Destiné principalement aux chevreuils, cerfs, chamois, sangliers, loups, lynx, renards, blaireaux, putois, fouines et lièvres, les onze espèces cibles de la Confédération, ce passage devrait être plat, «afin d’adoucir la transition entre le terrain naturel et le pont», poursuit Elias Pesenti.

En bois ou en béton?

La structure de cette construction, entièrement financée par la Confédération, n’est pas encore définie. Sera-t-elle en bois? «Nous soutenons cette idée, dit le biologiste. Mais l’Office fédéral des routes est un peu plus sceptique, car cette matière tiendrait le coup moins longtemps. J’espère qu’il sera possible d’allier béton et bois suisse.»

Enfin, dernière prérogative à l’efficacité d’un tel ouvrage: éviter la proximité avec la population. «On l’a remarqué grâce à une étude menée par nos soins: le mammifère qui utilise le plus ce genre de passage est… l’être humain», constate Elias Pesenti. «C’est vrai que c’est joli pour se promener et surtout pratique pour franchir les routes plus rapidement, complète José Genoud. Le seul problème est que les animaux sentent la présence d’un homme avec son chien par exemple. Ils vont se méfier. Selon une étude, aucun passage n’est en moyenne enregistré jusqu’à deux heures et demie après la visite d’un homme et de son compagnon de promenade.» Afin de pallier ce problème, il se pourrait qu’un accès limité soit installé. Un couloir de seulement deux à trois mètres, afin de diminuer les nuisances pour les animaux. ■


Un pont entre Epagny et Enney?

Dans le sud du canton, plusieurs installations ont été mises en place ces dernières années dans le but de protéger la faune contre le trafic. Il existe notamment un avertisseur sur la route reliant Broc à La Tour-de-Trême. «Il s’agit d’un système avertissant le conducteur de la présence d’un animal, décrit Elias Pesenti. Une première romande. Lorsque l’automobiliste voit une lumière s’allumer, il ralentit forcément. Depuis son installation, en juin 2017, aucun accident n’est survenu dans cette zone.»

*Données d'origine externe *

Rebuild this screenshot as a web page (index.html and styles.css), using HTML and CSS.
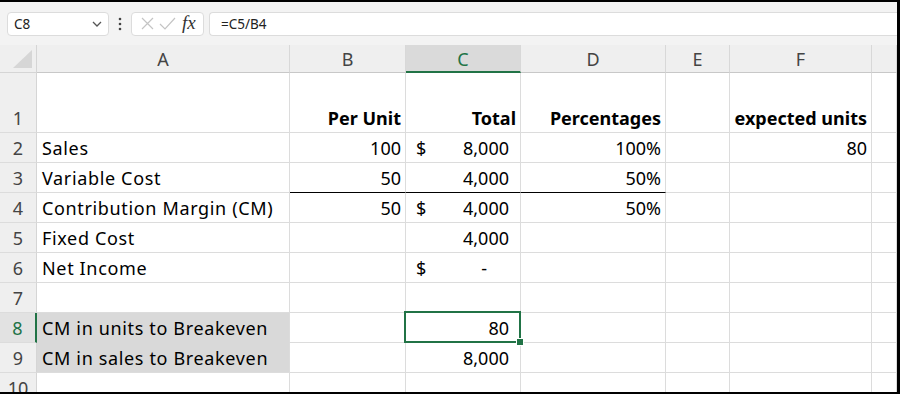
FILE: index.html
```html
<!DOCTYPE html>
<html>
<head>
  <link rel="stylesheet" href="styles.css">
</head>
<body>
  <div class="frame">
    <div class="formula-bar">
      <div class="name-box">
        <span>C8</span>
        <svg class="chevron" width="10" height="6" viewBox="0 0 10 6"><polyline points="1,1 5,5 9,1" fill="none" stroke="#555" stroke-width="1.3"/></svg>
      </div>
      <svg class="dots" width="4" height="14" viewBox="0 0 4 14"><circle cx="2" cy="2" r="1.3" fill="#444"/><circle cx="2" cy="7" r="1.3" fill="#444"/><circle cx="2" cy="12" r="1.3" fill="#444"/></svg>
      <div class="fx-box">
        <svg width="13" height="13" viewBox="0 0 13 13"><path d="M1 1 L12 12 M12 1 L1 12" stroke="#c4c4c4" stroke-width="1.2"/></svg>
        <svg width="17" height="13" viewBox="0 0 17 13"><path d="M1 7 L6 12 L16 1" fill="none" stroke="#c4c4c4" stroke-width="1.2"/></svg>
        <span class="fx">fx</span>
      </div>
      <div class="formula-input">=C5/B4</div>
    </div>

    <div class="sheet">
      <div class="corner"><div class="tri"></div></div>
      <div class="hd">A</div>
      <div class="hd">B</div>
      <div class="hd hd-sel">C</div>
      <div class="hd">D</div>
      <div class="hd">E</div>
      <div class="hd">F</div>
      <div class="hd"></div>

      <div class="rh tall">1</div>
      <div class="c tall"></div>
      <div class="c tall r b">Per Unit</div>
      <div class="c tall r b">Total</div>
      <div class="c tall r b">Percentages</div>
      <div class="c tall"></div>
      <div class="c tall r b">expected units</div>
      <div class="c tall"></div>

      <div class="rh">2</div>
      <div class="c label">Sales</div>
      <div class="c r">100</div>
      <div class="c acct"><span>$</span><span>8,000</span></div>
      <div class="c r">100%</div>
      <div class="c"></div>
      <div class="c r">80</div>
      <div class="c"></div>

      <div class="rh">3</div>
      <div class="c label">Variable Cost</div>
      <div class="c r line">50</div>
      <div class="c acct line"><span></span><span>4,000</span></div>
      <div class="c r line">50%</div>
      <div class="c"></div>
      <div class="c"></div>
      <div class="c"></div>

      <div class="rh">4</div>
      <div class="c label">Contribution Margin (CM)</div>
      <div class="c r">50</div>
      <div class="c acct"><span>$</span><span>4,000</span></div>
      <div class="c r">50%</div>
      <div class="c"></div>
      <div class="c"></div>
      <div class="c"></div>

      <div class="rh">5</div>
      <div class="c label">Fixed Cost</div>
      <div class="c"></div>
      <div class="c acct"><span></span><span>4,000</span></div>
      <div class="c"></div>
      <div class="c"></div>
      <div class="c"></div>
      <div class="c"></div>

      <div class="rh">6</div>
      <div class="c label">Net Income</div>
      <div class="c"></div>
      <div class="c acct"><span>$</span><span class="dash">-</span></div>
      <div class="c"></div>
      <div class="c"></div>
      <div class="c"></div>
      <div class="c"></div>

      <div class="rh">7</div>
      <div class="c"></div>
      <div class="c"></div>
      <div class="c"></div>
      <div class="c"></div>
      <div class="c"></div>
      <div class="c"></div>
      <div class="c"></div>

      <div class="rh rh-sel">8</div>
      <div class="c label fill fill-top">CM in units to Breakeven</div>
      <div class="c"></div>
      <div class="c acct active"><span></span><span>80</span></div>
      <div class="c"></div>
      <div class="c"></div>
      <div class="c"></div>
      <div class="c"></div>

      <div class="rh">9</div>
      <div class="c label fill">CM in sales to Breakeven</div>
      <div class="c"></div>
      <div class="c acct"><span></span><span>8,000</span></div>
      <div class="c"></div>
      <div class="c"></div>
      <div class="c"></div>
      <div class="c"></div>

      <div class="rh">10</div>
      <div class="c"></div>
      <div class="c"></div>
      <div class="c"></div>
      <div class="c"></div>
      <div class="c"></div>
      <div class="c"></div>
      <div class="c"></div>
    </div>
  </div>
</body>
</html>
```

FILE: styles.css
```css
body {
  margin: 0;
  padding: 0;
  background: #fff;
}

.frame {
  width: 900px;
  height: 394px;
  box-sizing: border-box;
  border-top: 2px solid #000;
  border-right: 3px solid #000;
  border-bottom: 2px solid #000;
  background: #f3f3f3;
  overflow: hidden;
}

/* formula bar */
.formula-bar {
  height: 43px;
  display: flex;
  align-items: center;
  padding-left: 7px;
  font-family: "Noto Sans", sans-serif;
  font-size: 13.5px;
  color: #222;
}

.name-box {
  width: 102px;
  height: 24px;
  box-sizing: border-box;
  background: #fff;
  border: 1px solid #dcdcdc;
  border-radius: 4px;
  display: flex;
  align-items: center;
  justify-content: space-between;
  padding: 0 6px 0 6px;
}

.dots {
  margin: 0 9px 0 9px;
}

.fx-box {
  width: 73px;
  height: 24px;
  box-sizing: border-box;
  background: #fff;
  border: 1px solid #dcdcdc;
  border-radius: 4px;
  display: flex;
  align-items: center;
  gap: 5px;
  padding-left: 9px;
}

.fx {
  font-family: "Liberation Serif", serif;
  font-style: italic;
  font-size: 19px;
  color: #333;
  margin-left: 1px;
  line-height: 1;
  padding-bottom: 2px;
}

.formula-input {
  flex: 1;
  height: 24px;
  box-sizing: border-box;
  margin-left: 5px;
  background: #fff;
  border: 1px solid #dcdcdc;
  border-right: none;
  border-radius: 4px 0 0 4px;
  display: flex;
  align-items: center;
  padding-left: 11px;
}

/* sheet grid */
.sheet {
  display: grid;
  grid-template-columns: 37px 253px 116px 115px 145px 64px 142px 1fr;
  grid-template-rows: 28px 60px repeat(9, 30px);
  background: #fff;
}

.corner {
  background: #efefef;
  border-right: 1px solid #d5d5d5;
  border-bottom: 1px solid #d5d5d5;
  position: relative;
}

.corner .tri {
  position: absolute;
  right: 4px;
  bottom: 4px;
  width: 0;
  height: 0;
  border-left: 19px solid transparent;
  border-bottom: 18px solid #d6d6d6;
}

.hd {
  background: #efefef;
  border-right: 1px solid #d8d8d8;
  border-bottom: 1px solid #c8c8c8;
  display: flex;
  align-items: center;
  justify-content: center;
  font-family: "Noto Sans", sans-serif;
  font-size: 18px;
  color: #444;
  padding-top: 1px;
}

.hd-sel {
  background: #dadada;
  color: #217346;
  border-bottom: 2px solid #217346;
}

.rh {
  background: #efefef;
  border-right: 1px solid #d5d5d5;
  border-bottom: 1px solid #dcdcdc;
  display: flex;
  align-items: flex-end;
  justify-content: center;
  padding-bottom: 2px;
  box-sizing: border-box;
  font-family: "Noto Sans", sans-serif;
  font-size: 18px;
  color: #444;
}

.rh-sel {
  background: #e2e2e2;
  color: #217346;
  border-right: 2px solid #217346;
}

.c {
  border-right: 1px solid #dcdcdc;
  border-bottom: 1px solid #dcdcdc;
  display: flex;
  align-items: flex-end;
  padding: 0 4px 2px 5px;
  box-sizing: border-box;
  font-family: "Noto Sans", sans-serif;
  font-size: 18px;
  color: #000;
  white-space: nowrap;
}

.label {
  letter-spacing: 0.65px;
}

.r {
  justify-content: flex-end;
}

.b {
  font-weight: bold;
}

.acct {
  justify-content: space-between;
  padding: 0 11px 2px 10px;
}

.dash {
  margin-right: 22px;
}

.line {
  border-bottom-color: #000;
}

.fill {
  background: #d9d9d9;
}

.fill-top {
  border-bottom-color: #d9d9d9;
}

.active {
  position: relative;
}

.active::after {
  content: "";
  position: absolute;
  left: -2px;
  top: -2px;
  right: -1px;
  bottom: -1px;
  border: 2px solid #217346;
}

.active::before {
  content: "";
  position: absolute;
  right: -4px;
  bottom: -4px;
  width: 6px;
  height: 6px;
  background: #217346;
  border: 1px solid #fff;
  z-index: 1;
}
```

Elias Pesenti évoque également un projet d’une tout autre envergure. Il s’agit de la construction d’un nouveau passage à faune, surplombant la route cantonale entre Epagny et Enney, avant la zone industrielle et la gare d’Estavannens. «Il est actuellement à l’étude en collaboration avec le Service des ponts et chaussées. Dans cette zone, de nombreux animaux sont présents et tentent d’avancer.»

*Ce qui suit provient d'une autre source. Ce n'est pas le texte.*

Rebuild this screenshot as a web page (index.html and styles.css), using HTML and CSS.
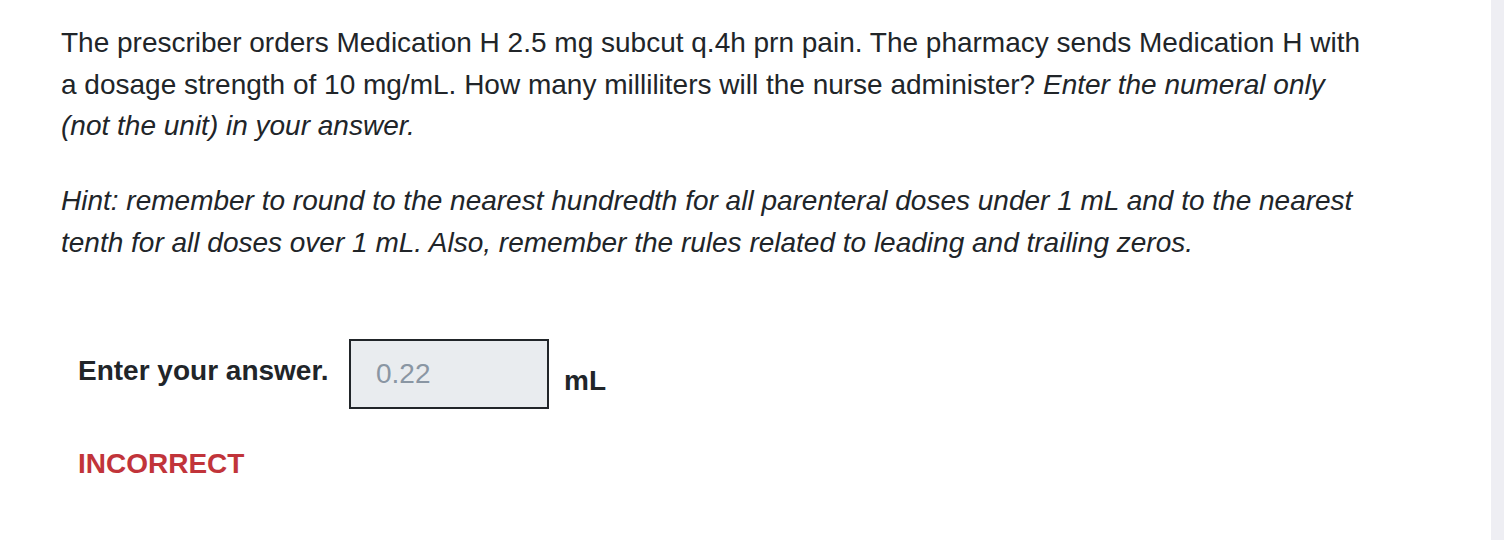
FILE: index.html
```html
<!DOCTYPE html>
<html>
<head>
<meta charset="utf-8">
<link rel="stylesheet" href="styles.css">
</head>
<body>
<div class="page">
  <main class="content">
    <p class="q">The prescriber orders Medication H 2.5 mg subcut q.4h prn pain. The pharmacy sends Medication H with a dosage strength of 10 mg/mL. How many milliliters will the nurse administer? <em>Enter the numeral only (not the unit) in your answer.</em></p>
    <p class="q hint"><em>Hint: remember to round to the nearest hundredth for all parenteral doses under 1 mL and to the nearest tenth for all doses over 1 mL. Also, remember the rules related to leading and trailing zeros.</em></p>
    <div class="answer">
      <label class="label">Enter your answer.</label>
      <div class="box">0.22</div>
      <span class="unit">mL</span>
    </div>
    <div class="result">INCORRECT</div>
  </main>
  <div class="scroll"></div>
</div>
</body>
</html>
```
FILE: styles.css
```css
html, body { margin: 0; padding: 0; background: #fff; }
.page { display: flex; height: 540px; font-family: "Liberation Sans", Arial, sans-serif; color: #212529; }
.content { flex: 1; padding: 22px 0 0 61px; }
.scroll { width: 13px; background: #eeeef3; }
.q { margin: 0 0 33.5px 0; font-size: 28px; line-height: 41.5px; width: 1310px; }
.hint { margin-bottom: 0; }
.answer { display: flex; align-items: flex-start; margin: 76px 0 0 17px; }
.label { font-weight: bold; font-size: 28px; line-height: 34px; margin-top: 15px; width: 271px; }
.box { width: 171px; height: 66px; border: 2px solid #212529; background: #e9ecef; color: #8a96a3; font-size: 28px; line-height: 66px; padding-left: 25px; }
.unit { font-weight: bold; font-size: 28px; line-height: 34px; margin: 25px 0 0 15px; }
.result { margin: 38px 0 0 17px; font-weight: bold; font-size: 28px; line-height: 34px; color: #c1343a; }
```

Encore au stade de l’étude, cette nouveauté, considérée d’importance régionale et non suprarégionale comme celle de l’autoroute entre Vaulruz et Semsales, serait cette fois-ci financée principalement par l’Etat de Fribourg. Au niveau des délais, le collaborateur scientifique ne peut donner de date précise. «Cela peut aller très vite comme prendre vingt ans.»